[Code that builds pages]
[START]

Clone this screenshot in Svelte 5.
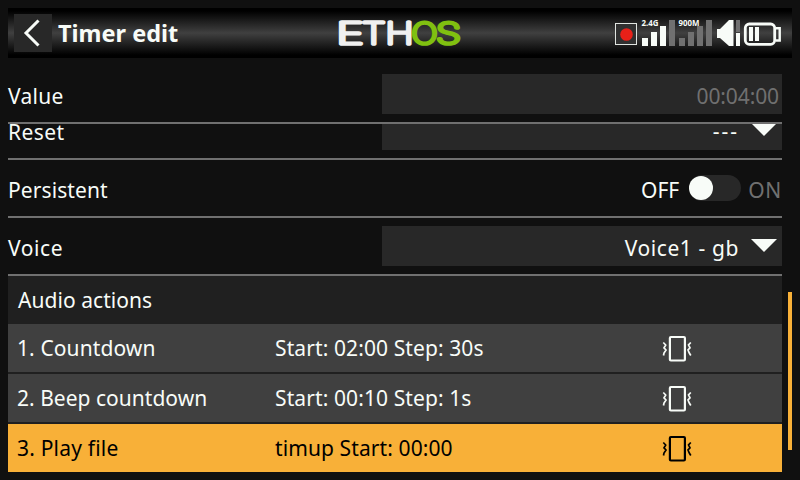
<script>
  const actions = [
    { name: '1. Countdown', detail: 'Start: 02:00 Step: 30s', ns: 0.1, ds: 0.1 },
    { name: '2. Beep countdown', detail: 'Start: 00:10 Step: 1s', ns: 0.02, ds: 0.1 },
    { name: '3. Play file', detail: 'timup Start: 00:00', ns: 0.2, ds: 0.1, active: true }
  ];
</script>

{#snippet caret()}
  <svg class="caret" width="26" height="13" viewBox="0 0 26 13"><path d="M0 0H26L13 13Z" fill="#f8fcf8" /></svg>
{/snippet}

<div class="screen">
  <header>
    <div class="back">
      <svg width="38" height="38" viewBox="0 0 38 38"><path d="M24.5 6.5L12 19L24.5 31.5" fill="none" stroke="#f8fcf8" stroke-width="3" /></svg>
    </div>
    <h1>Timer edit</h1>
    <svg class="logo" width="130" height="40" viewBox="0 0 130 40">
      <g fill="#f0f0f0" stroke="#f0f0f0">
        <text x="3.5" y="31" textLength="27" lengthAdjust="spacingAndGlyphs">E</text>
        <text x="29" y="31" textLength="23.5" lengthAdjust="spacingAndGlyphs">T</text>
        <text x="52.5" y="31" textLength="28" lengthAdjust="spacingAndGlyphs">H</text>
      </g>
      <g fill="#80c010" stroke="#80c010">
        <text x="78.5" y="31" textLength="26" lengthAdjust="spacingAndGlyphs">O</text>
        <text x="103" y="31" textLength="25" lengthAdjust="spacingAndGlyphs">S</text>
      </g>
    </svg>
    <svg class="status" width="170" height="32" viewBox="614 17 170 32">
      <rect x="615.5" y="23.5" width="21" height="21" fill="#303030" stroke="#e0e4e0" />
      <circle cx="626.5" cy="34.5" r="6.3" fill="#e82018" />
      <g fill="#f8fcf8">
        <rect x="642" y="38" width="6" height="8" /><rect x="651" y="32" width="6" height="14" /><rect x="660" y="26" width="6" height="20" />
      </g>
      <g fill="#707070">
        <rect x="669" y="20" width="6" height="26" /><rect x="679" y="38" width="6" height="8" /><rect x="688" y="32" width="6" height="14" /><rect x="697" y="26" width="6" height="20" /><rect x="706" y="20" width="6" height="26" />
        <rect x="736" y="20" width="4" height="12" />
      </g>
      <g font-family="'Noto Sans', sans-serif" font-size="8.5" font-weight="700" fill="#f8fcf8">
        <text x="641.5" y="26.3" textLength="17" lengthAdjust="spacingAndGlyphs">2.4G</text>
        <text x="678.5" y="26.3" textLength="21" lengthAdjust="spacingAndGlyphs">900M</text>
      </g>
      <path d="M717 29H720L729 20H733.5V46H729L720 38H717Z" fill="#f8fcf8" />
      <rect x="736" y="33" width="4" height="13" fill="#f8fcf8" />
      <rect x="745.3" y="24" width="29.4" height="20.3" rx="4" fill="none" stroke="#f8fcf8" stroke-width="2.8" />
      <path d="M776 28.3H779.7V40.5H776" fill="none" stroke="#f8fcf8" stroke-width="2.4" />
      <path d="M749 27H753V41H749ZM755 27H759V41H755Z" fill="#f8fcf8" />
    </svg>
  </header>

  <main>
    <div class="row">
      <span class="label" style:letter-spacing="0.3px">Value</span>
      <div class="field dim"><span class="time">00:04:00</span></div>
    </div>
    <div class="row clipped">
      <div class="inner">
        <span class="label" style:letter-spacing="0.4px">Reset</span>
        <div class="field select"><span class="dashes">---</span>{@render caret()}</div>
      </div>
    </div>
    <div class="row">
      <span class="label" style:letter-spacing="0.1px">Persistent</span>
      <div class="toggle">
        <span>OFF</span>
        <i><b></b></i>
        <span class="on">ON</span>
      </div>
    </div>
    <div class="row">
      <span class="label" style:letter-spacing="0.6px">Voice</span>
      <div class="field select"><span class="voice">Voice1 - gb</span>{@render caret()}</div>
    </div>
    <section>
      <h2>Audio actions</h2>
      {#each actions as a}
        <div class="action" class:active={a.active}>
          <span class="name" style:letter-spacing="{a.ns}px">{a.name}</span>
          <span class="detail" style:letter-spacing="{a.ds}px">{a.detail}</span>
          <svg width="32" height="28" viewBox="0 0 32 28" fill="none" stroke="currentColor">
            <rect x="8.9" y="3" width="15" height="23.5" rx="1" stroke-width="2.2" />
            <path d="M2.3 8.5L4.7 11L3 13.8L5 16L3 19L2.5 21.5M29.8 8.5L27.5 11L29 13.8L27 16L28.3 19L29.8 21.5" stroke-width="1.7" />
          </svg>
        </div>
      {/each}
    </section>
  </main>
  <div class="scroll"></div>
</div>

<style>
  :global(body) { margin: 0; background: #101010; }
  .screen {
    position: relative; box-sizing: border-box; width: 800px; height: 480px; padding: 8px 8px 0;
    overflow: hidden; background: #101010; color: #f8fcf8;
    font: 21px/28px 'Noto Sans', sans-serif;
  }
  header {
    display: flex; align-items: center; height: 50px; box-sizing: border-box; padding-left: 6px;
    background: linear-gradient(#000, #000 6%, #404040 50%, #000 94%, #000);
  }
  .back { width: 38px; height: 38px; background: #282828; }
  svg { display: block; flex: none; }
  h1 { margin: 0 0 0 6px; width: 121px; font-size: 23.5px; line-height: 30px; font-weight: 700; white-space: nowrap; }
  .logo { margin-left: 154px; }
  .logo text {
    font-family: Inter, sans-serif; font-size: 29px; font-weight: 100;
    stroke-width: 3.6px; stroke-linejoin: round; vector-effect: non-scaling-stroke;
  }
  .status { margin-left: 151px; }
  main { width: 774px; padding-top: 8px; }
  .row { display: flex; align-items: center; justify-content: space-between; box-sizing: border-box; height: 58px; border-bottom: 2px solid #707070; }
  .row.clipped { height: 36px; overflow: hidden; align-items: flex-end; }
  .inner { display: flex; flex: 1; align-items: center; justify-content: space-between; height: 56px; }
  .label { padding-top: 3px; }
  .field { display: flex; align-items: center; justify-content: flex-end; box-sizing: border-box; width: 400px; height: 40px; padding: 3px 3px 0 0; background: #282828; }
  .field.select { padding-right: 5px; }
  .caret { margin: -5px 0 0 12px; }
  .dim, .on { color: #707070; }
  .time { letter-spacing: -.1px; }
  .voice { letter-spacing: .6px; }
  .dashes { letter-spacing: 2px; padding-bottom: 2px; }
  .toggle { display: flex; align-items: center; padding-top: 3px; }
  .toggle i { width: 52px; height: 26px; margin: -4px 7px 0 10px; border-radius: 13px; background: #282828; }
  .on { letter-spacing: .7px; }
  .toggle b { display: block; width: 24px; height: 24px; margin: 1px 0 0; border-radius: 50%; background: #f8fcf8; }
  section { background: #202020; }
  h2 { margin: 0; padding: 10px 10px 10px; height: 28px; font: inherit; letter-spacing: .05px; }
  .action { display: flex; align-items: center; height: 48px; margin-bottom: 2px; background: #404040; }
  .action:last-child { margin-bottom: 0; }
  .action.active { background: #f8b038; color: #000; }
  .name { width: 258px; padding-left: 9px; box-sizing: content-box; }
  .detail { width: 386px; }
  .scroll { position: absolute; left: 788px; top: 292px; width: 4px; height: 158px; background: #f8b038; }
</style>
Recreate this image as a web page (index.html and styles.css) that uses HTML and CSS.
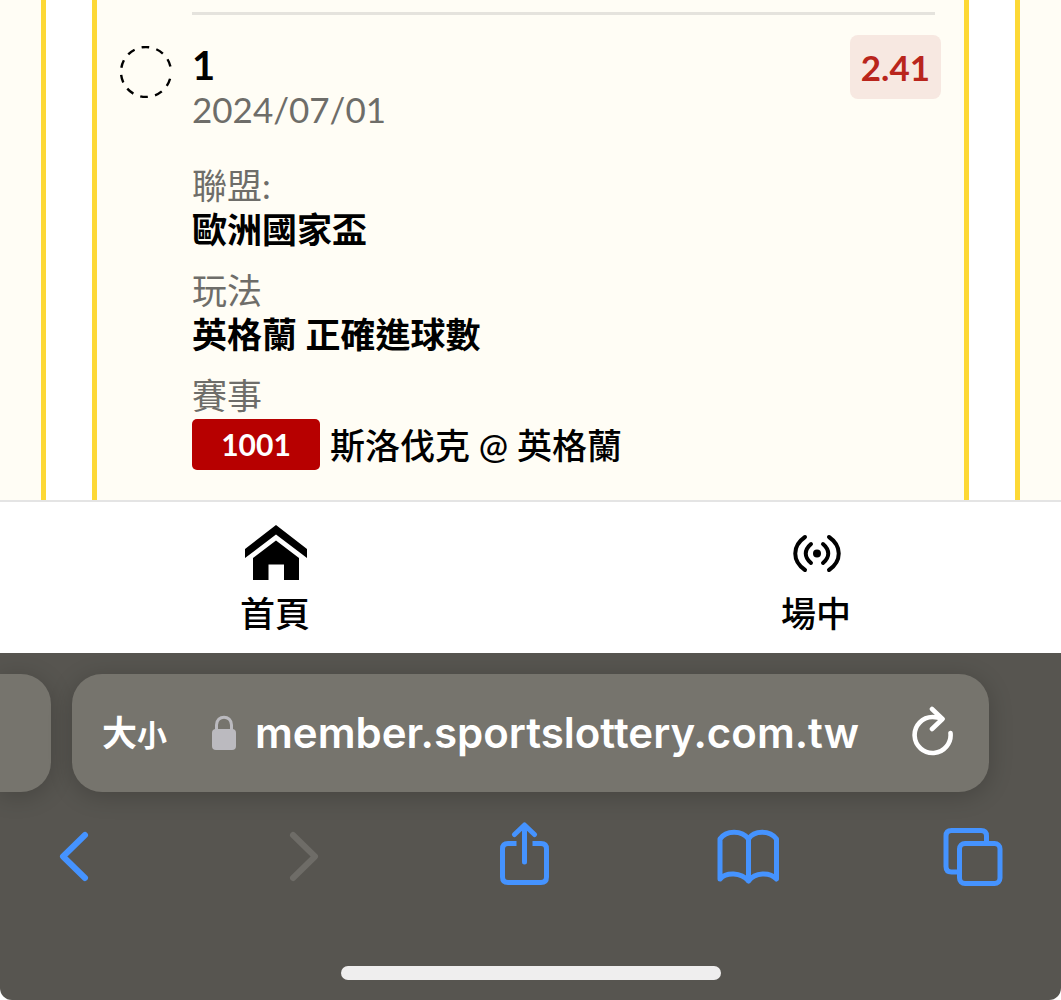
FILE: index.html
```html
<!DOCTYPE html>
<html lang="zh-Hant">
<head>
<meta charset="utf-8">
<meta name="viewport" content="width=device-width, initial-scale=1">
<title>投注單</title>
<link rel="stylesheet" href="styles.css">
</head>
<body>
<main class="slides">
  <div class="peek peek-left"></div>
  <article class="ticket">
    <hr class="divider">
    <div class="entry">
      <svg class="status" viewBox="0 0 52 52" aria-hidden="true"><circle cx="26" cy="26" r="25" pathLength="360" fill="none" stroke="#000" stroke-width="2.400" stroke-dasharray="18 16.800" stroke-dashoffset="-16"/></svg>
      <div class="details">
        <header class="entry-head">
          <div>
            <h1 class="number">1</h1>
            <time class="date" datetime="2024-07-01">2024/07/01</time>
          </div>
          <span class="odds">2.41</span>
        </header>
        <dl class="facts">
          <div class="fact"><dt>聯盟:</dt><dd>歐洲國家盃</dd></div>
          <div class="fact"><dt>玩法</dt><dd>英格蘭 正確進球數</dd></div>
          <div class="fact"><dt>賽事</dt><dd class="match"><span class="code">1001</span><span class="teams">斯洛伐克 @ 英格蘭</span></dd></div>
        </dl>
      </div>
    </div>
  </article>
  <div class="peek peek-right"></div>
</main>

<nav class="tabs">
  <a class="tab" href="#home">
    <svg class="tab-icon" viewBox="0 0 64 58" aria-hidden="true"><path d="M33 0 64 24V33L33 9.500 2 33V24Z"/><path d="M33 15.500 56 33V55H41V39.500H25.500V55H10V33Z"/></svg>
    <span>首頁</span>
  </a>
  <a class="tab" href="#live">
    <svg class="tab-icon" viewBox="0 0 64 58" aria-hidden="true"><circle cx="33" cy="28.500" r="4"/><g fill="none" stroke="#000" stroke-width="4" stroke-linecap="round"><path d="M21 12C8 21 8 36 21 45M27 19C20 25 20 32 27 38M45 12C58 21 58 36 45 45M39 19C46 25 46 32 39 38"/></g></svg>
    <span>場中</span>
  </a>
</nav>

<footer class="browser">
  <div class="bars">
    <div class="bar-peek"></div>
    <div class="bar">
      <button class="text-size" type="button">大<small>小</small></button>
      <div class="address">
        <svg class="lock" viewBox="0 0 26 36" aria-hidden="true"><rect x="1" y="14" width="24" height="21" rx="4" fill="#bbbabf"/><path d="M5.500 15V10C5.500-0.500 20.500-0.500 20.500 10V15" fill="none" stroke="#bbbabf" stroke-width="3"/></svg>
        <span>member.sportslottery.com.tw</span>
      </div>
      <button class="reload" type="button" aria-label="重新載入">
        <svg viewBox="0 0 42 54" fill="none" stroke="#fff" stroke-width="4.600" stroke-linecap="round" stroke-linejoin="round" aria-hidden="true"><path d="M38.500 27A18 18 0 1 1 20.500 11Q26 11 30 13"/><path d="M20 3 30.500 13 20 23"/></svg>
      </button>
    </div>
  </div>
  <div class="tools">
    <button class="tool" type="button" aria-label="上一頁"><svg viewBox="0 0 64 68"><path d="M43 13 21 34.500 43 56"/></svg></button>
    <button class="tool tool-off" type="button" aria-label="下一頁" disabled><svg viewBox="0 0 64 68"><path d="M26 13 48 34.500 26 56"/></svg></button>
    <button class="tool" type="button" aria-label="分享"><svg viewBox="0 0 64 68"><path class="butt" d="M24.500 21.500H16Q10.500 21.500 10.500 27V55Q10.500 60.500 16 60.500H49Q54.500 60.500 54.500 55V27Q54.500 21.500 49 21.500H40.500"/><path class="thin" d="M32.500 40V4M22.500 12.500 32.500 3 42.500 12.500"/></svg></button>
    <button class="tool" type="button" aria-label="書籤"><svg viewBox="0 0 64 68"><path class="thin" d="M32.500 17C26 8 10 8 4 17V57C10 50 25 50 32.500 59C39 50 54 50 60.500 57V17C54 8 38 8 32.500 17V59"/></svg></button>
    <button class="tool" type="button" aria-label="分頁"><svg viewBox="0 0 64 68"><path class="thin" d="M16 50H10.500Q5 50 5 44.500V14Q5 8.500 10.500 8.500H40Q45.500 8.500 45.500 14V20"/><rect class="thin" x="18.500" y="21.500" width="40.500" height="40" rx="5.500"/></svg></button>
  </div>
  <div class="home-indicator"></div>
</footer>
</body>
</html>
```

FILE: styles.css
```css
* {
  box-sizing: border-box;
}

body {
  margin: 0;
  min-height: 100vh;
  display: flex;
  flex-direction: column;
  background: #fff;
  color: #000;
  font: 35px/44px Lato, "Noto Sans CJK TC", sans-serif;
}

button {
  border: 0;
  padding: 0;
  background: none;
  color: inherit;
  font: inherit;
}

svg {
  display: block;
}

/* Ticket carousel */
.slides {
  display: flex;
  flex: 1;
  gap: 46px;
}

.peek {
  flex: 0 0 46px;
  background: #fffdf5;
}

.peek-left {
  border-right: 5px solid #fdd835;
}

.peek-right {
  border-left: 5px solid #fdd835;
}

.ticket {
  flex: 1;
  padding: 12px 23px 30px;
  background: #fffdf5;
  border: solid #fdd835;
  border-width: 0 5px;
}

.divider {
  height: 3px;
  margin: 0 6px 20px 72px;
  border: 0;
  background: #e5e3dd;
}

.entry {
  display: flex;
  gap: 20px;
}

.status {
  flex: none;
  width: 52px;
  height: 52px;
  margin-top: 11px;
}

.details {
  flex: 1;
}

.entry-head {
  display: flex;
  justify-content: space-between;
  align-items: flex-start;
  padding-bottom: 32px;
}

.number {
  margin: 8px 0 0;
  font-size: 40px;
  line-height: 44px;
}

.date {
  display: block;
  color: #6e6d69;
}

.odds {
  padding: 10px 11px;
  border-radius: 8px;
  background: #f7e8e1;
  color: #b9251c;
  font-weight: 700;
}

.facts {
  display: grid;
  gap: 17px;
  margin: 0;
}

.fact dt {
  color: #6e6d69;
}

.fact dd {
  margin: 0;
  font-weight: 700;
}

.fact .match {
  display: flex;
  align-items: center;
  gap: 10px;
  padding-top: 2px;
  font-weight: 500;
}

.code {
  width: 128px;
  border-radius: 5px;
  background: #b70000;
  color: #fff;
  font-size: 30px;
  font-weight: 700;
  line-height: 51px;
  text-align: center;
}

/* Site navigation */
.tabs {
  display: flex;
  justify-content: space-between;
  padding: 23px 210px 18px 240px;
  border-top: 2px solid #e4e4e4;
}

.tab {
  display: flex;
  flex-direction: column;
  align-items: center;
  gap: 8px;
  color: inherit;
  font-weight: 500;
  text-decoration: none;
}

.tab-icon {
  width: 64px;
  height: 58px;
}

/* Browser toolbar */
.browser {
  padding: 21px 0 20px;
  border-radius: 0 0 12px 12px;
  background: #575550;
}

.bars {
  display: flex;
  gap: 21px;
  padding-right: 72px;
}

.bar-peek {
  flex: 0 0 51px;
  border-radius: 0 30px 30px 0;
  background: #76746d;
  box-shadow: 0 4px 24px #0003;
}

.bar {
  display: flex;
  flex: 1;
  align-items: center;
  height: 118px;
  padding: 0 35px 0 30px;
  border-radius: 30px;
  background: #76746d;
  box-shadow: 0 4px 24px #0003;
  color: #fff;
}

.text-size {
  font-weight: 700;
}

.text-size small {
  font-size: 30px;
}

.address {
  display: flex;
  align-items: center;
  gap: 18px;
  margin: 0 auto 0 44px;
  font-family: Inter, sans-serif;
  font-size: 42px;
  font-weight: 600;
}

.lock {
  width: 26px;
  height: 36px;
}

.reload svg {
  width: 42px;
  height: 54px;
}

.tools {
  display: flex;
  justify-content: space-between;
  padding: 30px 56px 76px 42px;
}

.tool {
  width: 64px;
  height: 68px;
  color: #4593ff;
}

.tool-off {
  color: #6e6c67;
}

.tool svg {
  width: 64px;
  height: 68px;
  fill: none;
  stroke: currentColor;
  stroke-width: 6;
  stroke-linecap: round;
  stroke-linejoin: round;
}

.tool .butt {
  stroke-width: 5;
  stroke-linecap: butt;
}

.tool .thin {
  stroke-width: 5;
}

.home-indicator {
  width: 380px;
  height: 14px;
  margin: 0 auto;
  border-radius: 7px;
  background: #efeeee;
}
```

[END]

** Description of the task **
From the listing above, pick out each line where the word "this" appears.

** Expected answer **
Clone this screenshot in Svelte 5.
Recreate this image as a web page (index.html and styles.css) that uses HTML and CSS.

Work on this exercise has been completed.